Review Detail

Kids Fiction 248
San Francisco during the Gold Rush
Overall rating 
 
4.0
Plot/Characters/Writing Style 
 
4.0
Illustrations/Photos (if applicable) 
 
N/A
Victoria Blaisdell (who likes to be called Tory even though her mother doesn't think it is proper) has a good life in Providence, Rhode Island in 1848 until her father loses his job. While there is a wealthy aunt on whom the family can depend, they are not pleased with drawing her criticism, so the father decides to go to the California gold fields to make his fortune. Fearing that staying to watch her mother as she is expected will be confining and boring, Victoria stows away on the ship taking her father and brother Jacob to San Francisco. Once her father finds out she is there, he tells her that she will be in charge of the new household and of making sure that Jacob goes to school, until her mother arrives. Once there, however, the family finds that living conditions are not what they are used to in Rhode Island-- most people live in tents, there is constant mud, and there are no schools. Undeterred, the father buys a tent for the children and takes off for the gold fields. Victoria throws herself into working, wearing boys' clothing and making friends such as Maine born Thad. Jacob, who is about ten, refuses to stir himself to do anything but pout, although he occasionally works at the nearby restaurant whose owner has become their friend. When Jacob goes missing, Victoria seeks help from Thad and also a new boy she has met at a theatre where she thinks Jacob had been. Sam is a free born Black from the East Coast, but there is prejudice in California and he and his father are afraid of being sold back into slavery. It looks like Jacob has been kidnapped by men who find sailors for ships, and Victoria, Thad and Sam embark on the dangerous job of trying to find him. Will San Francisco ever become a place where the Blaisdells can live in comfort and safety?
Good Points
Avi's style is a bit old fashioned, but strong readers will not be too surprised by the language and descriptions. Readers who have enjoyed other titles by this author, such as award winning The True Confessions of Charlotte Doyle or Crispin: The Cross of Lead, will be expecting this. There's a reason that Avi is the go-to author for quality, historical nonfiction.

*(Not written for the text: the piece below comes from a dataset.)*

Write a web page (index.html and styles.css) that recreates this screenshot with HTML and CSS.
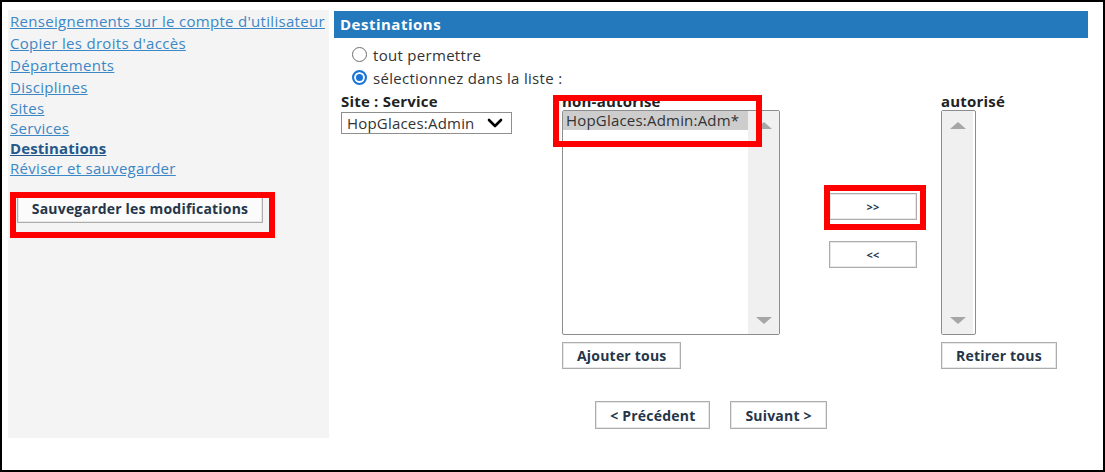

Tory was a great character who proved that she could be adventurous while also fully understanding the constraints on girls' behavior during this time period, especially since Gold Rush era San Francisco seems to have been pretty lawless.

There are a fair number of books about different aspects of the Gold Rush, and this is an excellent addition to titles like Hart's Murphy: Gold Rush Dog, Cadnum's Blood Gold, Rose's Jasper and the Mystery of Riley's Mine, and Jennifer Holm's Boston Jane.